Quote the listing below in full and exactly as written, but omit every picture.
— START INFORMATION SHOWN —
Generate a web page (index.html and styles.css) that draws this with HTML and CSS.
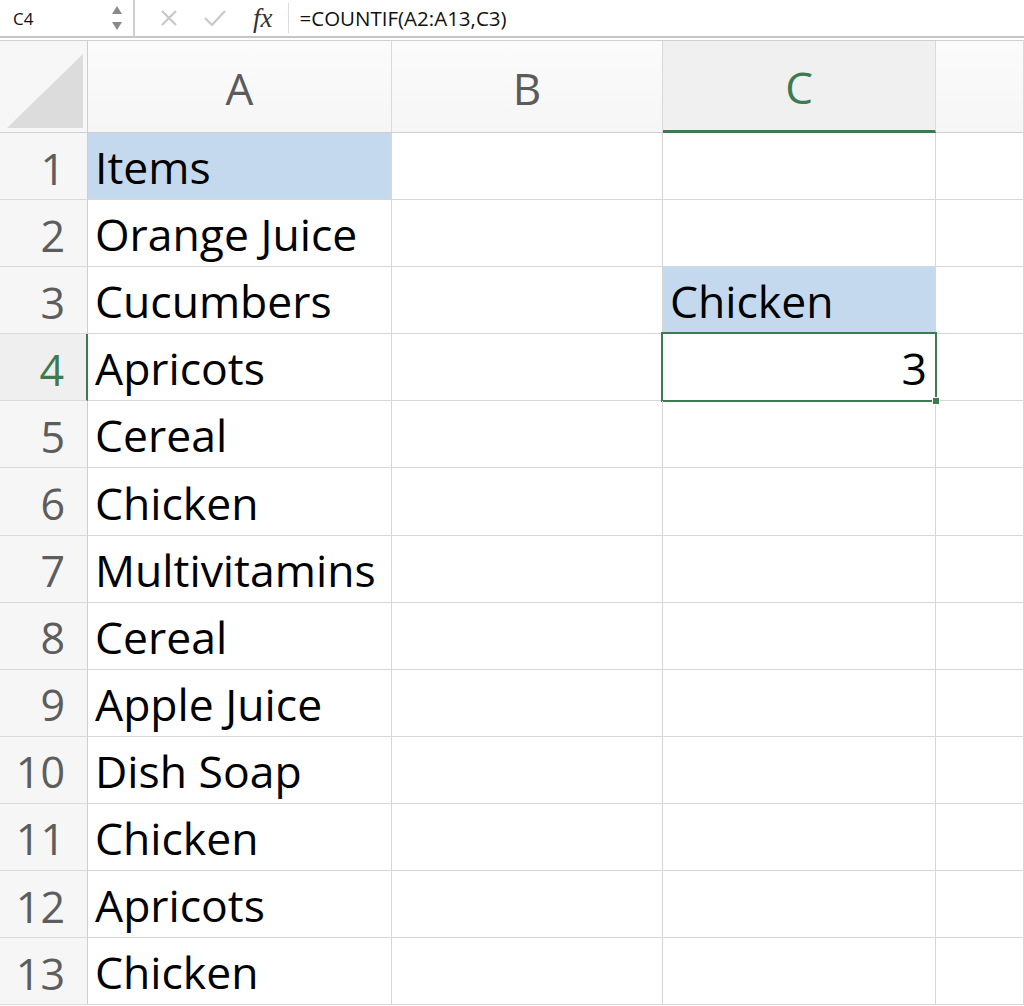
FILE: index.html
```html
<!DOCTYPE html>
<html>
<head>
<meta charset="utf-8">
<link rel="stylesheet" href="styles.css">
</head>
<body>
<div class="formula-bar">
  <div class="name-box">
    <span class="name">C4</span>
    <span class="spin">
      <svg width="12" height="30" viewBox="0 0 12 30"><path d="M6 3 L11 11 L1 11 Z" fill="#8a8a8a"/><path d="M1 19 L11 19 L6 27 Z" fill="#8a8a8a"/></svg>
    </span>
  </div>
  <div class="fb-tools">
    <svg class="tool" width="20" height="20" viewBox="0 0 20 20"><path d="M3 3 L17 17 M17 3 L3 17" stroke="#c8c8c8" stroke-width="2.2" fill="none"/></svg>
    <svg class="tool" width="24" height="20" viewBox="0 0 24 20"><path d="M2 10 L9 17 L22 3" stroke="#c8c8c8" stroke-width="2.2" fill="none"/></svg>
    <span class="fx">fx</span>
  </div>
  <div class="formula">=COUNTIF(A2:A13,C3)</div>
</div>
<div class="gap"></div>
<div class="sheet">
  <div class="corner"><svg width="80" height="80" viewBox="0 0 80 80"><path d="M80 6 L80 80 L4 80 Z" fill="#dcdcdc"/></svg></div>
  <div class="colh">A</div>
  <div class="colh">B</div>
  <div class="colh sel">C</div>
  <div class="colh"></div>

  <div class="rowh">1</div><div class="cell hl">Items</div><div class="cell"></div><div class="cell"></div><div class="cell"></div>
  <div class="rowh">2</div><div class="cell">Orange Juice</div><div class="cell"></div><div class="cell"></div><div class="cell"></div>
  <div class="rowh">3</div><div class="cell">Cucumbers</div><div class="cell"></div><div class="cell hl">Chicken</div><div class="cell"></div>
  <div class="rowh sel">4</div><div class="cell">Apricots</div><div class="cell"></div><div class="cell num active">3<span class="handle"></span></div><div class="cell"></div>
  <div class="rowh">5</div><div class="cell">Cereal</div><div class="cell"></div><div class="cell"></div><div class="cell"></div>
  <div class="rowh">6</div><div class="cell">Chicken</div><div class="cell"></div><div class="cell"></div><div class="cell"></div>
  <div class="rowh">7</div><div class="cell">Multivitamins</div><div class="cell"></div><div class="cell"></div><div class="cell"></div>
  <div class="rowh">8</div><div class="cell">Cereal</div><div class="cell"></div><div class="cell"></div><div class="cell"></div>
  <div class="rowh">9</div><div class="cell">Apple Juice</div><div class="cell"></div><div class="cell"></div><div class="cell"></div>
  <div class="rowh">10</div><div class="cell">Dish Soap</div><div class="cell"></div><div class="cell"></div><div class="cell"></div>
  <div class="rowh">11</div><div class="cell">Chicken</div><div class="cell"></div><div class="cell"></div><div class="cell"></div>
  <div class="rowh">12</div><div class="cell">Apricots</div><div class="cell"></div><div class="cell"></div><div class="cell"></div>
  <div class="rowh">13</div><div class="cell">Chicken</div><div class="cell"></div><div class="cell"></div><div class="cell"></div>
</div>
</body>
</html>
```
FILE: styles.css
```css
* { box-sizing: border-box; }
html, body { margin: 0; padding: 0; background: #fff; overflow: hidden; }
body { width: 1024px; height: 1006px; font-family: "Open Sans", "Lato", sans-serif; }

.formula-bar {
  height: 38px;
  display: flex;
  align-items: center;
  border-bottom: 2px solid #c6c6c6;
  background: #fff;
}
.name-box {
  width: 135px;
  height: 38px;
  display: flex;
  align-items: center;
  justify-content: space-between;
  padding: 0 10px 0 13px;
  border-right: 2px solid #cfcfcf;
}
.name { font-size: 17px; color: #111; }
.spin { display: flex; align-items: center; }
.fb-tools {
  display: flex;
  align-items: center;
  gap: 24px;
  padding-left: 24px;
  height: 30px;
  padding-right: 15px;
  border-right: 1px solid #dcdcdc;
}
.fx {
  font-family: "Liberation Serif", serif;
  font-style: italic;
  font-size: 27px;
  color: #333;
  margin-left: 2px;
}
.formula {
  padding-left: 11px;
  font-size: 20.5px;
  color: #111;
}
.gap { height: 3px; border-bottom: 1px solid #d0d0d0; }

.sheet {
  display: grid;
  grid-template-columns: 88px 304px 271px 273px 88px;
  grid-template-rows: 92px repeat(13, 67.1px);
}
.corner {
  background: #f7f7f7;
  border-right: 1px solid #cfcfcf;
  border-bottom: 1px solid #cfcfcf;
  display: flex;
  align-items: flex-end;
  justify-content: flex-end;
  padding: 0 4px 4px 0;
}
.colh {
  background: linear-gradient(#fbfbfb, #f6f6f6);
  border-right: 1px solid #dadada;
  border-bottom: 1px solid #cfcfcf;
  display: flex;
  align-items: center;
  justify-content: center;
  font-size: 44px;
  color: #5b5b5b;
  padding-top: 2px;
}
.colh.sel {
  background: #f0f0f0;
  color: #3d7a4f;
  border-bottom: 3px solid #3d7a4f;
}
.rowh {
  background: #f6f6f6;
  border-right: 1px solid #cfcfcf;
  border-bottom: 1px solid #dadada;
  display: flex;
  align-items: center;
  justify-content: flex-end;
  padding-right: 22px;
  font-size: 43px;
  color: #5d5d5d;
  padding-top: 4px;
}
.rowh.sel {
  background: #efefef;
  color: #3d7a4f;
  border-right: 2px solid #3d7a4f;
}
.cell {
  border-right: 1px solid #d6d6d6;
  border-bottom: 1px solid #d6d6d6;
  display: flex;
  align-items: center;
  padding: 1px 0 0 7px;
  font-size: 44.5px;
  color: #000;
  white-space: nowrap;
  position: relative;
}
.cell.hl { background: #c5d9ee; }
.cell.num { justify-content: flex-end; padding-right: 8px; }
.cell.active::after {
  content: "";
  position: absolute;
  left: -2px; top: -2px; right: -2px; bottom: -2px;
  border: 2px solid #3d7a4f;
  pointer-events: none;
}
.handle {
  position: absolute;
  right: -5px;
  bottom: -5px;
  width: 8px;
  height: 8px;
  background: #3d7a4f;
  border: 1px solid #fff;
  z-index: 2;
}
```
— END INFORMATION SHOWN —
[REPLY TO THE EXERCISE]:
Generate a web page (index.html and styles.css) that draws this with HTML and CSS.
FILE: index.html
```html
<!DOCTYPE html>
<html>
<head>
<meta charset="utf-8">
<link rel="stylesheet" href="styles.css">
</head>
<body>
<div class="formula-bar">
  <div class="name-box">
    <span class="name">C4</span>
    <span class="spin">
      <svg width="12" height="30" viewBox="0 0 12 30"><path d="M6 3 L11 11 L1 11 Z" fill="#8a8a8a"/><path d="M1 19 L11 19 L6 27 Z" fill="#8a8a8a"/></svg>
    </span>
  </div>
  <div class="fb-tools">
    <svg class="tool" width="20" height="20" viewBox="0 0 20 20"><path d="M3 3 L17 17 M17 3 L3 17" stroke="#c8c8c8" stroke-width="2.2" fill="none"/></svg>
    <svg class="tool" width="24" height="20" viewBox="0 0 24 20"><path d="M2 10 L9 17 L22 3" stroke="#c8c8c8" stroke-width="2.2" fill="none"/></svg>
    <span class="fx">fx</span>
  </div>
  <div class="formula">=COUNTIF(A2:A13,C3)</div>
</div>
<div class="gap"></div>
<div class="sheet">
  <div class="corner"><svg width="80" height="80" viewBox="0 0 80 80"><path d="M80 6 L80 80 L4 80 Z" fill="#dcdcdc"/></svg></div>
  <div class="colh">A</div>
  <div class="colh">B</div>
  <div class="colh sel">C</div>
  <div class="colh"></div>

  <div class="rowh">1</div><div class="cell hl">Items</div><div class="cell"></div><div class="cell"></div><div class="cell"></div>
  <div class="rowh">2</div><div class="cell">Orange Juice</div><div class="cell"></div><div class="cell"></div><div class="cell"></div>
  <div class="rowh">3</div><div class="cell">Cucumbers</div><div class="cell"></div><div class="cell hl">Chicken</div><div class="cell"></div>
  <div class="rowh sel">4</div><div class="cell">Apricots</div><div class="cell"></div><div class="cell num active">3<span class="handle"></span></div><div class="cell"></div>
  <div class="rowh">5</div><div class="cell">Cereal</div><div class="cell"></div><div class="cell"></div><div class="cell"></div>
  <div class="rowh">6</div><div class="cell">Chicken</div><div class="cell"></div><div class="cell"></div><div class="cell"></div>
  <div class="rowh">7</div><div class="cell">Multivitamins</div><div class="cell"></div><div class="cell"></div><div class="cell"></div>
  <div class="rowh">8</div><div class="cell">Cereal</div><div class="cell"></div><div class="cell"></div><div class="cell"></div>
  <div class="rowh">9</div><div class="cell">Apple Juice</div><div class="cell"></div><div class="cell"></div><div class="cell"></div>
  <div class="rowh">10</div><div class="cell">Dish Soap</div><div class="cell"></div><div class="cell"></div><div class="cell"></div>
  <div class="rowh">11</div><div class="cell">Chicken</div><div class="cell"></div><div class="cell"></div><div class="cell"></div>
  <div class="rowh">12</div><div class="cell">Apricots</div><div class="cell"></div><div class="cell"></div><div class="cell"></div>
  <div class="rowh">13</div><div class="cell">Chicken</div><div class="cell"></div><div class="cell"></div><div class="cell"></div>
</div>
</body>
</html>
```
FILE: styles.css
```css
* { box-sizing: border-box; }
html, body { margin: 0; padding: 0; background: #fff; overflow: hidden; }
body { width: 1024px; height: 1006px; font-family: "Open Sans", "Lato", sans-serif; }

.formula-bar {
  height: 38px;
  display: flex;
  align-items: center;
  border-bottom: 2px solid #c6c6c6;
  background: #fff;
}
.name-box {
  width: 135px;
  height: 38px;
  display: flex;
  align-items: center;
  justify-content: space-between;
  padding: 0 10px 0 13px;
  border-right: 2px solid #cfcfcf;
}
.name { font-size: 17px; color: #111; }
.spin { display: flex; align-items: center; }
.fb-tools {
  display: flex;
  align-items: center;
  gap: 24px;
  padding-left: 24px;
  height: 30px;
  padding-right: 15px;
  border-right: 1px solid #dcdcdc;
}
.fx {
  font-family: "Liberation Serif", serif;
  font-style: italic;
  font-size: 27px;
  color: #333;
  margin-left: 2px;
}
.formula {
  padding-left: 11px;
  font-size: 20.5px;
  color: #111;
}
.gap { height: 3px; border-bottom: 1px solid #d0d0d0; }

.sheet {
  display: grid;
  grid-template-columns: 88px 304px 271px 273px 88px;
  grid-template-rows: 92px repeat(13, 67.1px);
}
.corner {
  background: #f7f7f7;
  border-right: 1px solid #cfcfcf;
  border-bottom: 1px solid #cfcfcf;
  display: flex;
  align-items: flex-end;
  justify-content: flex-end;
  padding: 0 4px 4px 0;
}
.colh {
  background: linear-gradient(#fbfbfb, #f6f6f6);
  border-right: 1px solid #dadada;
  border-bottom: 1px solid #cfcfcf;
  display: flex;
  align-items: center;
  justify-content: center;
  font-size: 44px;
  color: #5b5b5b;
  padding-top: 2px;
}
.colh.sel {
  background: #f0f0f0;
  color: #3d7a4f;
  border-bottom: 3px solid #3d7a4f;
}
.rowh {
  background: #f6f6f6;
  border-right: 1px solid #cfcfcf;
  border-bottom: 1px solid #dadada;
  display: flex;
  align-items: center;
  justify-content: flex-end;
  padding-right: 22px;
  font-size: 43px;
  color: #5d5d5d;
  padding-top: 4px;
}
.rowh.sel {
  background: #efefef;
  color: #3d7a4f;
  border-right: 2px solid #3d7a4f;
}
.cell {
  border-right: 1px solid #d6d6d6;
  border-bottom: 1px solid #d6d6d6;
  display: flex;
  align-items: center;
  padding: 1px 0 0 7px;
  font-size: 44.5px;
  color: #000;
  white-space: nowrap;
  position: relative;
}
.cell.hl { background: #c5d9ee; }
.cell.num { justify-content: flex-end; padding-right: 8px; }
.cell.active::after {
  content: "";
  position: absolute;
  left: -2px; top: -2px; right: -2px; bottom: -2px;
  border: 2px solid #3d7a4f;
  pointer-events: none;
}
.handle {
  position: absolute;
  right: -5px;
  bottom: -5px;
  width: 8px;
  height: 8px;
  background: #3d7a4f;
  border: 1px solid #fff;
  z-index: 2;
}
```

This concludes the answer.